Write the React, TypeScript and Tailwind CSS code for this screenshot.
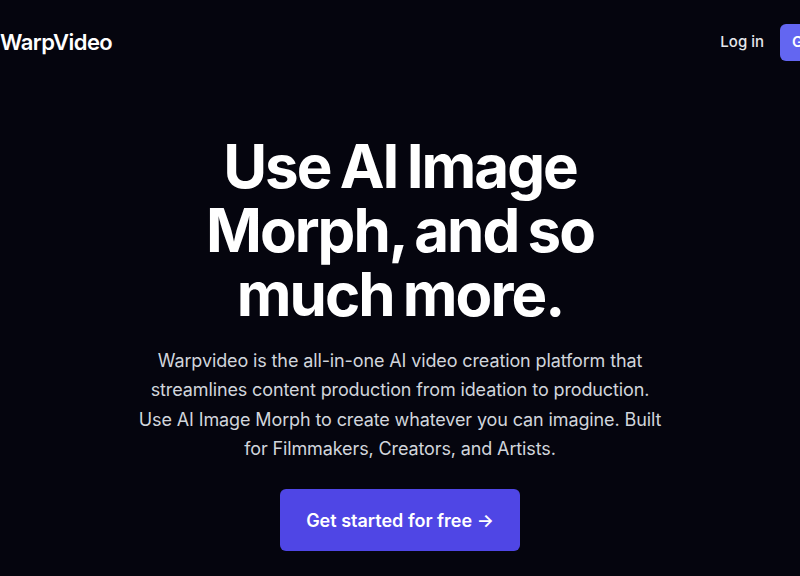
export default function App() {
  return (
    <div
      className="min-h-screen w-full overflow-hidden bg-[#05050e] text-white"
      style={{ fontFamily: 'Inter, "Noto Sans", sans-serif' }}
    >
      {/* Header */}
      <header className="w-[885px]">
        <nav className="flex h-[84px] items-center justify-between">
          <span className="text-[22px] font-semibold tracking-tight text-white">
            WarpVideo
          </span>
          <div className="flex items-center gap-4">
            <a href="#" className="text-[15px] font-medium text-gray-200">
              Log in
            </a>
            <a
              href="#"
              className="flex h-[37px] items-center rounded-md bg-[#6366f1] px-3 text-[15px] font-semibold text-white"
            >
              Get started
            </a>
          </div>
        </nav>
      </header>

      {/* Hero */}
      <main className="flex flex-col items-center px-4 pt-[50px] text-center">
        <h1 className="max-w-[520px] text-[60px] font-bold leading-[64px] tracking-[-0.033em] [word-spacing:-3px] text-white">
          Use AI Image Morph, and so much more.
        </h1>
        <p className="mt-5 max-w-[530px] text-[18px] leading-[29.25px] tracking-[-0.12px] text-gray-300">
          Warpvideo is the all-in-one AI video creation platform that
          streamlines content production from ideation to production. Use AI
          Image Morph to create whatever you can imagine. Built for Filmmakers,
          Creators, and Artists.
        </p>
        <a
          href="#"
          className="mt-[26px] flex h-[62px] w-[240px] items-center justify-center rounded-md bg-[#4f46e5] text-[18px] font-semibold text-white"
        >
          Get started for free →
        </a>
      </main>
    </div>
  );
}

◇ ◇ ◇

_EXERCISE PROMPT_
The listing above must be printed again exactly, minus its pictures.

_RESULT OF THIS EXERCISE_
Write the React, TypeScript and Tailwind CSS code for this screenshot.
export default function App() {
  return (
    <div
      className="min-h-screen w-full overflow-hidden bg-[#05050e] text-white"
      style={{ fontFamily: 'Inter, "Noto Sans", sans-serif' }}
    >
      {/* Header */}
      <header className="w-[885px]">
        <nav className="flex h-[84px] items-center justify-between">
          <span className="text-[22px] font-semibold tracking-tight text-white">
            WarpVideo
          </span>
          <div className="flex items-center gap-4">
            <a href="#" className="text-[15px] font-medium text-gray-200">
              Log in
            </a>
            <a
              href="#"
              className="flex h-[37px] items-center rounded-md bg-[#6366f1] px-3 text-[15px] font-semibold text-white"
            >
              Get started
            </a>
          </div>
        </nav>
      </header>

      {/* Hero */}
      <main className="flex flex-col items-center px-4 pt-[50px] text-center">
        <h1 className="max-w-[520px] text-[60px] font-bold leading-[64px] tracking-[-0.033em] [word-spacing:-3px] text-white">
          Use AI Image Morph, and so much more.
        </h1>
        <p className="mt-5 max-w-[530px] text-[18px] leading-[29.25px] tracking-[-0.12px] text-gray-300">
          Warpvideo is the all-in-one AI video creation platform that
          streamlines content production from ideation to production. Use AI
          Image Morph to create whatever you can imagine. Built for Filmmakers,
          Creators, and Artists.
        </p>
        <a
          href="#"
          className="mt-[26px] flex h-[62px] w-[240px] items-center justify-center rounded-md bg-[#4f46e5] text-[18px] font-semibold text-white"
        >
          Get started for free →
        </a>
      </main>
    </div>
  );
}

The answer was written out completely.